Returning visitors with steady dwell and scroll patterns are often prime audiences for deeper messaging. Weighted models help identify them early, allowing better re-engagement campaigns or loyalty incentives.

What’s Next for Weighted Signals in Privacy-First Analytics?

As data collection becomes more restricted, traditional user-level tracking loses ground. Weighted signals offer a compliant alternative; they focus on context, not identity. This approach keeps engagement measurement meaningful, even when individual identifiers disappear.
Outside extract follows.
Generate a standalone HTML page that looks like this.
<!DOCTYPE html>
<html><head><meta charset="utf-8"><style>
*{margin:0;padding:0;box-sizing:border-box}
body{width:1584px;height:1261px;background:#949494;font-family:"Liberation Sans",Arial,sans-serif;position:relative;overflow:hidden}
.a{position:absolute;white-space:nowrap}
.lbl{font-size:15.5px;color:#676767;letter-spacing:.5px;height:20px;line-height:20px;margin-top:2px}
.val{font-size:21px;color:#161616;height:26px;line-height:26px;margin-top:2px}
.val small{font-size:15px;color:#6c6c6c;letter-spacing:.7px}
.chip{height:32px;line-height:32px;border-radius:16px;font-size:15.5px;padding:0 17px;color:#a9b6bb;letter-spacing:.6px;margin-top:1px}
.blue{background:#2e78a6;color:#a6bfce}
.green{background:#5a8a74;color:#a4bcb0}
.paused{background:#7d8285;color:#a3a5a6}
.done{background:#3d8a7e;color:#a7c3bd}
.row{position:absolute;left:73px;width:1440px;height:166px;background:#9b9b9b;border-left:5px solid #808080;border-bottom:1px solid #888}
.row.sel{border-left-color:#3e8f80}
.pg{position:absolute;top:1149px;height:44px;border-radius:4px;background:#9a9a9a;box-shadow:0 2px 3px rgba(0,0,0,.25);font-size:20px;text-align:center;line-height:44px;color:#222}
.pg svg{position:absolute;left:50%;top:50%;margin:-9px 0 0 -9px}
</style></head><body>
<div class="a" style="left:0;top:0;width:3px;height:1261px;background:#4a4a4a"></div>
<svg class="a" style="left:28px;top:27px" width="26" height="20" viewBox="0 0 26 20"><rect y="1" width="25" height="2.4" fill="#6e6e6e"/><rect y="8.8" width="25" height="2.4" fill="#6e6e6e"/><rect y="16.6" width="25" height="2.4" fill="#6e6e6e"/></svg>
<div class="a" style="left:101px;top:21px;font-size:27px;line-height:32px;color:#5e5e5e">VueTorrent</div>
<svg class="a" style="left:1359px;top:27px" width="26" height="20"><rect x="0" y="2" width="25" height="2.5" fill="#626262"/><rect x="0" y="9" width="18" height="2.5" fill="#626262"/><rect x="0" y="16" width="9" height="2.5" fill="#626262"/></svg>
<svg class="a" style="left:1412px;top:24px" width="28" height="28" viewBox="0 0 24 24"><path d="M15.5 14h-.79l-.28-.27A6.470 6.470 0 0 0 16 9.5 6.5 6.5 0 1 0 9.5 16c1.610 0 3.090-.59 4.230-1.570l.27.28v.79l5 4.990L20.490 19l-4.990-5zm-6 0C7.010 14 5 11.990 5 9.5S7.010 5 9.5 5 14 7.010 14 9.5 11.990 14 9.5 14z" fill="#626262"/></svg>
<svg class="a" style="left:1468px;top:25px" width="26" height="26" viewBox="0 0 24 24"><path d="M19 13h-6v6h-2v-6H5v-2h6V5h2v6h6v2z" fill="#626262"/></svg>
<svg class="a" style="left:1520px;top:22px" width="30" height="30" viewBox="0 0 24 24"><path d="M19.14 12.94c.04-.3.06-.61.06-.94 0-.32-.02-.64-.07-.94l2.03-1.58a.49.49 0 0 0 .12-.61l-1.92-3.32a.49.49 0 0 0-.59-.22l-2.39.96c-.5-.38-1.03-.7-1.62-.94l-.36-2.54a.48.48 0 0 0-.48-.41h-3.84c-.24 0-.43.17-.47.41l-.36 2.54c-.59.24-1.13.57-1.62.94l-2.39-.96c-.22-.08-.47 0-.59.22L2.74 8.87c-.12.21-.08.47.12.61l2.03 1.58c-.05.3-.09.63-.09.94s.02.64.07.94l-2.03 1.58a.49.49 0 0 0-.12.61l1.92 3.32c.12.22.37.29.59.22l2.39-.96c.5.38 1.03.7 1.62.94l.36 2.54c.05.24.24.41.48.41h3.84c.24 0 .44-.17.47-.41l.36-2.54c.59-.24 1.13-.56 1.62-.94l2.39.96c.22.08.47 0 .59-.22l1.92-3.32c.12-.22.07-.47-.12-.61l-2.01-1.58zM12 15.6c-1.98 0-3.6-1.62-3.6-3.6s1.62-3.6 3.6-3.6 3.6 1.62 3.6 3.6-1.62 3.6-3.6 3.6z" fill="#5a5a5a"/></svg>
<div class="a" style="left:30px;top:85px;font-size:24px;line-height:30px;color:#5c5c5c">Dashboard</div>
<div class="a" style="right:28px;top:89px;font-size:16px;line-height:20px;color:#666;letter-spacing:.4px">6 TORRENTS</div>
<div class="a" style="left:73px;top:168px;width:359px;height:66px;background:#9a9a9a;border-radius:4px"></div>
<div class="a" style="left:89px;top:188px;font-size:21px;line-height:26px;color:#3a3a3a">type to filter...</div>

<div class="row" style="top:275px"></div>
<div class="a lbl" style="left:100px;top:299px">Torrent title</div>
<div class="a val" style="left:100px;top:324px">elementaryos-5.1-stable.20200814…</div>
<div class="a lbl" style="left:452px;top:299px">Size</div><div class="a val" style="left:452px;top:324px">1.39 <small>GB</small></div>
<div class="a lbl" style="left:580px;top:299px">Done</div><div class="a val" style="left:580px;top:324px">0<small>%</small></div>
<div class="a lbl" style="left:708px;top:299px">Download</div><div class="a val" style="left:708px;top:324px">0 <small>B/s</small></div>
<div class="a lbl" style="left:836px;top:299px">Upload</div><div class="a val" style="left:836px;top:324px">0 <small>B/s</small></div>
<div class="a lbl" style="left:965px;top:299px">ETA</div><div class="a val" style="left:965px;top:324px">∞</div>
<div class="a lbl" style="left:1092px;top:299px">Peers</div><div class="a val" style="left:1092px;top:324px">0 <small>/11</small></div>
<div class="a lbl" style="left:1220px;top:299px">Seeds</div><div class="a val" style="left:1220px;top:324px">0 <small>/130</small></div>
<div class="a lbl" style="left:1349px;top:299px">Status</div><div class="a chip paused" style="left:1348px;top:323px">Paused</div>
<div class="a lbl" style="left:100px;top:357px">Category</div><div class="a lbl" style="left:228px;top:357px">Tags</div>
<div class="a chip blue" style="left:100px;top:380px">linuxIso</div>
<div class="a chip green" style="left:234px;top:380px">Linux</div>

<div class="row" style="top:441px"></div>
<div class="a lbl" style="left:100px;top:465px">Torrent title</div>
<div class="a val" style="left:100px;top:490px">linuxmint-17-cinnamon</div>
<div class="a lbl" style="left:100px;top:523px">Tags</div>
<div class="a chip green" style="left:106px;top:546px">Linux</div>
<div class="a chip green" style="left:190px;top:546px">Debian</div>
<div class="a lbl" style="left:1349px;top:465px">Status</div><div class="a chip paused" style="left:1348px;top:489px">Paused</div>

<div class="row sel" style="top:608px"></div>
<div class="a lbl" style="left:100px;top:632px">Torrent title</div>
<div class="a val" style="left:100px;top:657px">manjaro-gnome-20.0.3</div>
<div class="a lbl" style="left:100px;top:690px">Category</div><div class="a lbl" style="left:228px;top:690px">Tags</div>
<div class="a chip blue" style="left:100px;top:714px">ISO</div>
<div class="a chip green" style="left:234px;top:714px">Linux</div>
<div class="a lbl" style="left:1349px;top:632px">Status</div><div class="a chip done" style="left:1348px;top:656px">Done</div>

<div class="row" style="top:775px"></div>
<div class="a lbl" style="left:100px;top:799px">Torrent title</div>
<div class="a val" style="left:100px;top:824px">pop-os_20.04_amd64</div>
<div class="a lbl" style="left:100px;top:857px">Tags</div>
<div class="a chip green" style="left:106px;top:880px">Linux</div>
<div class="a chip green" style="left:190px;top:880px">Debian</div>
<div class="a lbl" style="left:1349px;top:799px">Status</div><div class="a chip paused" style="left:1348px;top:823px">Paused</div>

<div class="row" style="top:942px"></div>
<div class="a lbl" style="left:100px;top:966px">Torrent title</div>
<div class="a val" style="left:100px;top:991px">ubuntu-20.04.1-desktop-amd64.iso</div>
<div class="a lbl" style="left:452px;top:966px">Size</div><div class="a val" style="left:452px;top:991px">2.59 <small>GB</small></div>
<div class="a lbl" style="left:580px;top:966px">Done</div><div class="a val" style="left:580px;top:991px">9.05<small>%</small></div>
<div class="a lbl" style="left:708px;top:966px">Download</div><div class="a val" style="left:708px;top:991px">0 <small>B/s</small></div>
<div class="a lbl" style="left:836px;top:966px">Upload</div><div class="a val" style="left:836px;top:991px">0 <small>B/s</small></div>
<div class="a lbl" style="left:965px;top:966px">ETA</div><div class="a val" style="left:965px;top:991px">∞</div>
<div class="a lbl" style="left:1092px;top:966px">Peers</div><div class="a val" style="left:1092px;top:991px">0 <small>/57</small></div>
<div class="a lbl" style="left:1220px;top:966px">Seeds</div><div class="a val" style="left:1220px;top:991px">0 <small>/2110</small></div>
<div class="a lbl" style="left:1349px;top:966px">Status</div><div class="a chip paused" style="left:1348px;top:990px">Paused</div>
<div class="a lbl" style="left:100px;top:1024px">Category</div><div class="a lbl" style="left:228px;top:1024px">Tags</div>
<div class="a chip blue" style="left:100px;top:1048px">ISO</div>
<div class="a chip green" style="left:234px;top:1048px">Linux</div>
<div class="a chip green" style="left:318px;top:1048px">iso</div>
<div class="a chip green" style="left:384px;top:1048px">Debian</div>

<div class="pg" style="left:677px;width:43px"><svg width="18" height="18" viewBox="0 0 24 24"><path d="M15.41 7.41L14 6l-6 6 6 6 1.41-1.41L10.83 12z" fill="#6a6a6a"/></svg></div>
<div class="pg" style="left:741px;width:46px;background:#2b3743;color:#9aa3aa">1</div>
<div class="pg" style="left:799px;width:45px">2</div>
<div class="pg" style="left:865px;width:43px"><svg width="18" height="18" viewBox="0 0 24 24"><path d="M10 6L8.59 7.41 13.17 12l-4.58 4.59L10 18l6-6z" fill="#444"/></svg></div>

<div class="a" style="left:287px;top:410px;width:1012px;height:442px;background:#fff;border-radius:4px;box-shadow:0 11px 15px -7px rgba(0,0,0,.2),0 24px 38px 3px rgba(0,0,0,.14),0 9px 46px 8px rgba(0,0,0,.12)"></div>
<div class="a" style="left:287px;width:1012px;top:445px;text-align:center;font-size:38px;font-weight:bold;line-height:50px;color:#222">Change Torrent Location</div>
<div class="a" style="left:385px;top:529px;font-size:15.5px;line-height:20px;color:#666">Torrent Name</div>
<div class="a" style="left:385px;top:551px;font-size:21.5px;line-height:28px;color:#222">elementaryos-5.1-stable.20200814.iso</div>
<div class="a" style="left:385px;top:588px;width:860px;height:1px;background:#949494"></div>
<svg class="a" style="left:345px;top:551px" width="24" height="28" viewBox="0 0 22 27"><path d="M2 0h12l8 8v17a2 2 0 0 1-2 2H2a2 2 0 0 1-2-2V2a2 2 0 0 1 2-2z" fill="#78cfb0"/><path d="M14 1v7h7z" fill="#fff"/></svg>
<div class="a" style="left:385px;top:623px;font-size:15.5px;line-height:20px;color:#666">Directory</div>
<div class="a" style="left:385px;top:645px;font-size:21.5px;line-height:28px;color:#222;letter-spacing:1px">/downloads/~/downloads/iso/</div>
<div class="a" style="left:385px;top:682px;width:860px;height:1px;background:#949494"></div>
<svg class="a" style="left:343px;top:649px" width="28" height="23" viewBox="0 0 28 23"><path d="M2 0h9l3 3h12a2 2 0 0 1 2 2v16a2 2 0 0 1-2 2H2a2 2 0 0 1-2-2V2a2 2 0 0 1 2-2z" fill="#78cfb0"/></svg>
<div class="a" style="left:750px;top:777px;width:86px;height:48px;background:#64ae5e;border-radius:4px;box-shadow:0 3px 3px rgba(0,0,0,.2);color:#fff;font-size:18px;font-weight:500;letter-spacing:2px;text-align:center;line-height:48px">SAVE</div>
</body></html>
In a privacy-first environment, the future of analytics depends on interpreting intent through aggregated, behavior-based signals.

  • Context Over Identity: Weighted models rely on collective interaction data instead of personal profiles, allowing accurate engagement measurement without breaching privacy boundaries or compliance rules.
  • Post-Cookie Advantage: As third-party cookies disappear, signal weighting lets brands maintain visibility into audience interest through contextual engagement metrics that don’t rely on user tracking.
  • Adaptive Intelligence: Future models will learn from growing behavioral clusters, not individuals, helping analysts interpret engagement shifts while respecting regulatory limits and data ethics.
  • Meaningful Measurement: Weighted signals turn limited datasets into actionable insight, highlighting where attention concentrates and how engagement changes across audiences without personal data dependencies.

Conclusion

Scroll depth, dwell time, and return visits each measure different kinds of engagement, attention, relevance, and loyalty. When weighted together, they create a clear, data-backed view of user intent that flat metrics alone can’t provide.

Organizations that use signal weighting move beyond surface analytics. They can pinpoint where engagement is genuine, where it’s accidental, and how each user action contributes to long-term loyalty or conversion.

The strongest analytics programs will belong to those that interpret behavior, not just record it, using signal weighting to see digital engagement as more than numbers on a dashboard, but as evidence of what users truly value.